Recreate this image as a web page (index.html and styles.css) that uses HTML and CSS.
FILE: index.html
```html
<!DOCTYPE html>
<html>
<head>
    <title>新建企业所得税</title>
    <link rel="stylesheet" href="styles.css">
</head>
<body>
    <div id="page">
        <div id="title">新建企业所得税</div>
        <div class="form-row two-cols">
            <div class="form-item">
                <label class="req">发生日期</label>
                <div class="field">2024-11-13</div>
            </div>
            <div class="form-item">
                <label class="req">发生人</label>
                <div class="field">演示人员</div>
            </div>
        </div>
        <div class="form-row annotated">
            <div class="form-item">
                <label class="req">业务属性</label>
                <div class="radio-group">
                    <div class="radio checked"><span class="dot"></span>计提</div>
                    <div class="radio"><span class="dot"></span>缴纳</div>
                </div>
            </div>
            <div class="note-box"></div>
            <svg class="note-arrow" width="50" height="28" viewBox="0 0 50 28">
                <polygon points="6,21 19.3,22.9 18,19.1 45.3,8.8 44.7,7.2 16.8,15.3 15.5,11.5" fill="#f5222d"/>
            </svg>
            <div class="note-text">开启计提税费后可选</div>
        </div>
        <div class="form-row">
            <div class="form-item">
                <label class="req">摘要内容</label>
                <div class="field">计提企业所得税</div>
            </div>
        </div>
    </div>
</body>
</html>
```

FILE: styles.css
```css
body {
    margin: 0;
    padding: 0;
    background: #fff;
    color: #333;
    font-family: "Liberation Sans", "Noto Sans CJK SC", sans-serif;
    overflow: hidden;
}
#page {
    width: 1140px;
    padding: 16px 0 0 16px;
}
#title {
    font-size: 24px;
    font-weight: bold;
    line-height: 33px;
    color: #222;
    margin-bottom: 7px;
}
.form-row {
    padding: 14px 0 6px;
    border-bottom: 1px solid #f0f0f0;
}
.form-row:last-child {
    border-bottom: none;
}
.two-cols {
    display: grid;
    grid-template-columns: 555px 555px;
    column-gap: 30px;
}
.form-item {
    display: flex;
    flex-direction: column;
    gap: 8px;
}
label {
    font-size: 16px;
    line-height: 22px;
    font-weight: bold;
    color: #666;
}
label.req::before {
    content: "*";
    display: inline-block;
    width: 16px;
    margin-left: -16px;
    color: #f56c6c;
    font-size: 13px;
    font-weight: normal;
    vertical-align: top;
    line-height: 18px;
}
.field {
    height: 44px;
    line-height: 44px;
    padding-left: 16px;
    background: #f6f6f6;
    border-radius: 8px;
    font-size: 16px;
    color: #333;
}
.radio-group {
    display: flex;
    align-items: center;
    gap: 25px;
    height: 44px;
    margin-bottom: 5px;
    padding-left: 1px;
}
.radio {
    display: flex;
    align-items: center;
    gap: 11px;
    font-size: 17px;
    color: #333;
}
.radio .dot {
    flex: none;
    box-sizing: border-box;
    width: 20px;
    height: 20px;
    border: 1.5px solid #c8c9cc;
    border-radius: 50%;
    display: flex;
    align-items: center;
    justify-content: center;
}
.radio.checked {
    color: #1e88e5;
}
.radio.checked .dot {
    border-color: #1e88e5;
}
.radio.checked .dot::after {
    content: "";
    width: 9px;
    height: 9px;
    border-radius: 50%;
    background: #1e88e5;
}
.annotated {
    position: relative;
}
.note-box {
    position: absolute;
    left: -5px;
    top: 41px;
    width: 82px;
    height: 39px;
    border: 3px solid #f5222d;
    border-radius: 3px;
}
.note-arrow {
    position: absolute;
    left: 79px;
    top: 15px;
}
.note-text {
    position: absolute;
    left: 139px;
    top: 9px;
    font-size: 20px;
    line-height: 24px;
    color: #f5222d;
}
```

**WHAT THE TASK ASKS**
Extract the complete data, matching each line exactly.

**RESULT**
Recreate this image as a web page (index.html and styles.css) that uses HTML and CSS.
FILE: index.html
```html
<!DOCTYPE html>
<html>
<head>
    <title>新建企业所得税</title>
    <link rel="stylesheet" href="styles.css">
</head>
<body>
    <div id="page">
        <div id="title">新建企业所得税</div>
        <div class="form-row two-cols">
            <div class="form-item">
                <label class="req">发生日期</label>
                <div class="field">2024-11-13</div>
            </div>
            <div class="form-item">
                <label class="req">发生人</label>
                <div class="field">演示人员</div>
            </div>
        </div>
        <div class="form-row annotated">
            <div class="form-item">
                <label class="req">业务属性</label>
                <div class="radio-group">
                    <div class="radio checked"><span class="dot"></span>计提</div>
                    <div class="radio"><span class="dot"></span>缴纳</div>
                </div>
            </div>
            <div class="note-box"></div>
            <svg class="note-arrow" width="50" height="28" viewBox="0 0 50 28">
                <polygon points="6,21 19.3,22.9 18,19.1 45.3,8.8 44.7,7.2 16.8,15.3 15.5,11.5" fill="#f5222d"/>
            </svg>
            <div class="note-text">开启计提税费后可选</div>
        </div>
        <div class="form-row">
            <div class="form-item">
                <label class="req">摘要内容</label>
                <div class="field">计提企业所得税</div>
            </div>
        </div>
    </div>
</body>
</html>
```

FILE: styles.css
```css
body {
    margin: 0;
    padding: 0;
    background: #fff;
    color: #333;
    font-family: "Liberation Sans", "Noto Sans CJK SC", sans-serif;
    overflow: hidden;
}
#page {
    width: 1140px;
    padding: 16px 0 0 16px;
}
#title {
    font-size: 24px;
    font-weight: bold;
    line-height: 33px;
    color: #222;
    margin-bottom: 7px;
}
.form-row {
    padding: 14px 0 6px;
    border-bottom: 1px solid #f0f0f0;
}
.form-row:last-child {
    border-bottom: none;
}
.two-cols {
    display: grid;
    grid-template-columns: 555px 555px;
    column-gap: 30px;
}
.form-item {
    display: flex;
    flex-direction: column;
    gap: 8px;
}
label {
    font-size: 16px;
    line-height: 22px;
    font-weight: bold;
    color: #666;
}
label.req::before {
    content: "*";
    display: inline-block;
    width: 16px;
    margin-left: -16px;
    color: #f56c6c;
    font-size: 13px;
    font-weight: normal;
    vertical-align: top;
    line-height: 18px;
}
.field {
    height: 44px;
    line-height: 44px;
    padding-left: 16px;
    background: #f6f6f6;
    border-radius: 8px;
    font-size: 16px;
    color: #333;
}
.radio-group {
    display: flex;
    align-items: center;
    gap: 25px;
    height: 44px;
    margin-bottom: 5px;
    padding-left: 1px;
}
.radio {
    display: flex;
    align-items: center;
    gap: 11px;
    font-size: 17px;
    color: #333;
}
.radio .dot {
    flex: none;
    box-sizing: border-box;
    width: 20px;
    height: 20px;
    border: 1.5px solid #c8c9cc;
    border-radius: 50%;
    display: flex;
    align-items: center;
    justify-content: center;
}
.radio.checked {
    color: #1e88e5;
}
.radio.checked .dot {
    border-color: #1e88e5;
}
.radio.checked .dot::after {
    content: "";
    width: 9px;
    height: 9px;
    border-radius: 50%;
    background: #1e88e5;
}
.annotated {
    position: relative;
}
.note-box {
    position: absolute;
    left: -5px;
    top: 41px;
    width: 82px;
    height: 39px;
    border: 3px solid #f5222d;
    border-radius: 3px;
}
.note-arrow {
    position: absolute;
    left: 79px;
    top: 15px;
}
.note-text {
    position: absolute;
    left: 139px;
    top: 9px;
    font-size: 20px;
    line-height: 24px;
    color: #f5222d;
}
```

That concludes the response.